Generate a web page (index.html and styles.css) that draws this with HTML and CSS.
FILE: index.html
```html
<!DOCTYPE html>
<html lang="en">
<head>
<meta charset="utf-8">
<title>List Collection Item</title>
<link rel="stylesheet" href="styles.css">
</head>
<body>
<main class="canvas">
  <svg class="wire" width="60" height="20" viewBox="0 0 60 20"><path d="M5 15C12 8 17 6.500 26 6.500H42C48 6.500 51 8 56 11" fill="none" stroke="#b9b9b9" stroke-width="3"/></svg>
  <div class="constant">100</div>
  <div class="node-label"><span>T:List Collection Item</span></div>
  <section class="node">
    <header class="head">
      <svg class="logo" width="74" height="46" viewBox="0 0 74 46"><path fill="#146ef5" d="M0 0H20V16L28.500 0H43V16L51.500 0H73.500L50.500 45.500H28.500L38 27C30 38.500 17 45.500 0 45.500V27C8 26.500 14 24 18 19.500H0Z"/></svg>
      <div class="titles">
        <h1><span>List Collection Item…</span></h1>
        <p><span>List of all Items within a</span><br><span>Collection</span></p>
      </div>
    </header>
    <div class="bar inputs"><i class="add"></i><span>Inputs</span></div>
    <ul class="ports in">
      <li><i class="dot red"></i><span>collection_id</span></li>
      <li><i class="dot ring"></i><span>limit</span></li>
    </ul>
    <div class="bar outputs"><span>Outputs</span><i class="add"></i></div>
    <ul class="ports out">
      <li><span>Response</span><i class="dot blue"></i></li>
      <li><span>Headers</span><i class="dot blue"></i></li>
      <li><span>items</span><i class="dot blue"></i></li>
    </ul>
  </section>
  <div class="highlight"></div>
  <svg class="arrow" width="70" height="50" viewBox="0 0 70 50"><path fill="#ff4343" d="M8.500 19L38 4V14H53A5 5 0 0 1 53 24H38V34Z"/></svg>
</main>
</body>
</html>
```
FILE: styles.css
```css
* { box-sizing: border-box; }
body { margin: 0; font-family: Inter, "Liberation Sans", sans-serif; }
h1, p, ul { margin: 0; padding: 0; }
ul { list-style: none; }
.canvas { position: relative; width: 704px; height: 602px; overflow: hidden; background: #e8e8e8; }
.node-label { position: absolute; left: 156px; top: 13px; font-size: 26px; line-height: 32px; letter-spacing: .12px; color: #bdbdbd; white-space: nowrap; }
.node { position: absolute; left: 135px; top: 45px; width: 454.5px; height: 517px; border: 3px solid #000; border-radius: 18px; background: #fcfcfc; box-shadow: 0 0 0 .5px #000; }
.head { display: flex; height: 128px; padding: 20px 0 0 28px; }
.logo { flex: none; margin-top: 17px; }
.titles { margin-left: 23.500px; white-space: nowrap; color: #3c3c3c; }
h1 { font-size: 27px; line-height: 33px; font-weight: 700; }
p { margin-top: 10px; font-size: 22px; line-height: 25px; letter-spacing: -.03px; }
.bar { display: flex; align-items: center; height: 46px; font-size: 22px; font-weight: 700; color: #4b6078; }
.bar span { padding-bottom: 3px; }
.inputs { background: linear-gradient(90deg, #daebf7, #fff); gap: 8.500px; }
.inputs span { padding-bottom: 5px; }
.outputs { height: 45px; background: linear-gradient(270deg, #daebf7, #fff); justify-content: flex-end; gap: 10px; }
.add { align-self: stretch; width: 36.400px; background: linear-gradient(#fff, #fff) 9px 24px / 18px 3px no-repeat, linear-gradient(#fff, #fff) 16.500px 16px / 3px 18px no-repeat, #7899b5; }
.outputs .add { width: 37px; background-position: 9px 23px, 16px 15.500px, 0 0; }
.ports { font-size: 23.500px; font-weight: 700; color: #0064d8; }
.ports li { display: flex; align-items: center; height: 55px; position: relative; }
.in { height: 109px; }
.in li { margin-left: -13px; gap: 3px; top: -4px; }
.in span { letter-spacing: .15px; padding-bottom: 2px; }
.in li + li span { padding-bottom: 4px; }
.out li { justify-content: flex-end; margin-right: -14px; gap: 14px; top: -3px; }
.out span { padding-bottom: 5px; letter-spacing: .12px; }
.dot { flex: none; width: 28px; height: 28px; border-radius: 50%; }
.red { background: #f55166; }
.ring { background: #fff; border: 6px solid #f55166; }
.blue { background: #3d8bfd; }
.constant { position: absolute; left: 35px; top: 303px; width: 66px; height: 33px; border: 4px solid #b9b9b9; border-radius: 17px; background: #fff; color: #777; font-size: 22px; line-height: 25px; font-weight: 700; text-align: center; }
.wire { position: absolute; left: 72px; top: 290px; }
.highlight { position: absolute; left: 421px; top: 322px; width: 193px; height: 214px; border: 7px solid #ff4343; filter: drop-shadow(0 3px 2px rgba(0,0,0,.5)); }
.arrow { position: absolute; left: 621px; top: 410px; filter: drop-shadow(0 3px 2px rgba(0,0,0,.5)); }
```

========

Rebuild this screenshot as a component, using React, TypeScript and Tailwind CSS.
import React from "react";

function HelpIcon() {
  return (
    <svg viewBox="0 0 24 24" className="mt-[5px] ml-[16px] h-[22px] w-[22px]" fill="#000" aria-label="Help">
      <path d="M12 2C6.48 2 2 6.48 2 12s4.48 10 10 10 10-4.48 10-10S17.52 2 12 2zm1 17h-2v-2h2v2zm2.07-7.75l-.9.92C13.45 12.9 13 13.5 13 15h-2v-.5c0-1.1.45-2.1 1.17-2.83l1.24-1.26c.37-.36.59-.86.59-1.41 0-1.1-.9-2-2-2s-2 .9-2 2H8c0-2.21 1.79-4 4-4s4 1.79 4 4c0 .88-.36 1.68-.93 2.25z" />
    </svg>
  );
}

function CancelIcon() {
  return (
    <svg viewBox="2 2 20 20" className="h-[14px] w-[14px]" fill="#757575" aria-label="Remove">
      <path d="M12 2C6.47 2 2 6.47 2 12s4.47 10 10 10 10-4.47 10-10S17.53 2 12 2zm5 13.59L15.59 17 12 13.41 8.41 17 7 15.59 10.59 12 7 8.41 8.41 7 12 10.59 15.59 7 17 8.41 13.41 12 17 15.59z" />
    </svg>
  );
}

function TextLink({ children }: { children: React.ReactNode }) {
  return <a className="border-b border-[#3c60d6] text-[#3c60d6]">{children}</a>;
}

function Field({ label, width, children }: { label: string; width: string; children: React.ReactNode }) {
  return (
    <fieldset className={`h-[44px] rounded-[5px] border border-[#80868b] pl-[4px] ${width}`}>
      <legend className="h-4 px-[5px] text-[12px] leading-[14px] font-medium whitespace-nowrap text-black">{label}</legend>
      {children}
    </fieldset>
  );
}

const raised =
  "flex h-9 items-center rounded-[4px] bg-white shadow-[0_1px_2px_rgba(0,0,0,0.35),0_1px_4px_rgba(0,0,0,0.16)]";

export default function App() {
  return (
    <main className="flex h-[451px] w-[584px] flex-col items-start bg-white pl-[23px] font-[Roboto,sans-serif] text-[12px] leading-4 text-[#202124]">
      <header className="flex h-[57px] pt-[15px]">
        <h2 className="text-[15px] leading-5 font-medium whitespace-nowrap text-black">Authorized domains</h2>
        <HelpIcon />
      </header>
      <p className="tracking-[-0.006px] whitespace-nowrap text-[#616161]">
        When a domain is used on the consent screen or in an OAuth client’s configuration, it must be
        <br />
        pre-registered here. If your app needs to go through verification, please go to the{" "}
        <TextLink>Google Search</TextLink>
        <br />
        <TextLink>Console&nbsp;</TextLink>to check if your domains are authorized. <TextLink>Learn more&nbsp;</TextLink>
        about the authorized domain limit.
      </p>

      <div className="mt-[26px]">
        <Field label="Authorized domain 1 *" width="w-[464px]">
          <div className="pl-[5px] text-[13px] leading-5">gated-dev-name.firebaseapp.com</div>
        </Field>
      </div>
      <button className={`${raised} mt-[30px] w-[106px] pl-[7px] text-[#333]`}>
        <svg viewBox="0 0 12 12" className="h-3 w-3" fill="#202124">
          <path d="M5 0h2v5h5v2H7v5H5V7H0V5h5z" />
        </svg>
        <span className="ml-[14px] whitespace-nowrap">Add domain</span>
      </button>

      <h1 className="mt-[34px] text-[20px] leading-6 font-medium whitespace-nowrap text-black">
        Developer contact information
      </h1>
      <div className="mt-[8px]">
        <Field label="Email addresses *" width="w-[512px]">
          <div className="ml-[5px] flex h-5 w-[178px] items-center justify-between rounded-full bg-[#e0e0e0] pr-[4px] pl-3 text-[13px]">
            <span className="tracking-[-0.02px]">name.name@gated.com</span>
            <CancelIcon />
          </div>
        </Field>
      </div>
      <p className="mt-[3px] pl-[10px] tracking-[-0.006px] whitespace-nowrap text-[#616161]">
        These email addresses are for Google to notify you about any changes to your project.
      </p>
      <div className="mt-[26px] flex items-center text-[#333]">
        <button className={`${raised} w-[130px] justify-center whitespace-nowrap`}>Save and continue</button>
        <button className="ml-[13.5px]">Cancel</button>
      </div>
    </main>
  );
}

========

**THE PROBLEM:** Exactly as written, quote the lines from the one that has "Rebuild this screenshot" down to the one that has "h-9 items-center rounded-[4px]", and include both.

**TASK OUTPUT:**
Rebuild this screenshot as a component, using React, TypeScript and Tailwind CSS.
import React from "react";

function HelpIcon() {
  return (
    <svg viewBox="0 0 24 24" className="mt-[5px] ml-[16px] h-[22px] w-[22px]" fill="#000" aria-label="Help">
      <path d="M12 2C6.48 2 2 6.48 2 12s4.48 10 10 10 10-4.48 10-10S17.52 2 12 2zm1 17h-2v-2h2v2zm2.07-7.75l-.9.92C13.45 12.9 13 13.5 13 15h-2v-.5c0-1.1.45-2.1 1.17-2.83l1.24-1.26c.37-.36.59-.86.59-1.41 0-1.1-.9-2-2-2s-2 .9-2 2H8c0-2.21 1.79-4 4-4s4 1.79 4 4c0 .88-.36 1.68-.93 2.25z" />
    </svg>
  );
}

function CancelIcon() {
  return (
    <svg viewBox="2 2 20 20" className="h-[14px] w-[14px]" fill="#757575" aria-label="Remove">
      <path d="M12 2C6.47 2 2 6.47 2 12s4.47 10 10 10 10-4.47 10-10S17.53 2 12 2zm5 13.59L15.59 17 12 13.41 8.41 17 7 15.59 10.59 12 7 8.41 8.41 7 12 10.59 15.59 7 17 8.41 13.41 12 17 15.59z" />
    </svg>
  );
}

function TextLink({ children }: { children: React.ReactNode }) {
  return <a className="border-b border-[#3c60d6] text-[#3c60d6]">{children}</a>;
}

function Field({ label, width, children }: { label: string; width: string; children: React.ReactNode }) {
  return (
    <fieldset className={`h-[44px] rounded-[5px] border border-[#80868b] pl-[4px] ${width}`}>
      <legend className="h-4 px-[5px] text-[12px] leading-[14px] font-medium whitespace-nowrap text-black">{label}</legend>
      {children}
    </fieldset>
  );
}

const raised =
  "flex h-9 items-center rounded-[4px] bg-white shadow-[0_1px_2px_rgba(0,0,0,0.35),0_1px_4px_rgba(0,0,0,0.16)]";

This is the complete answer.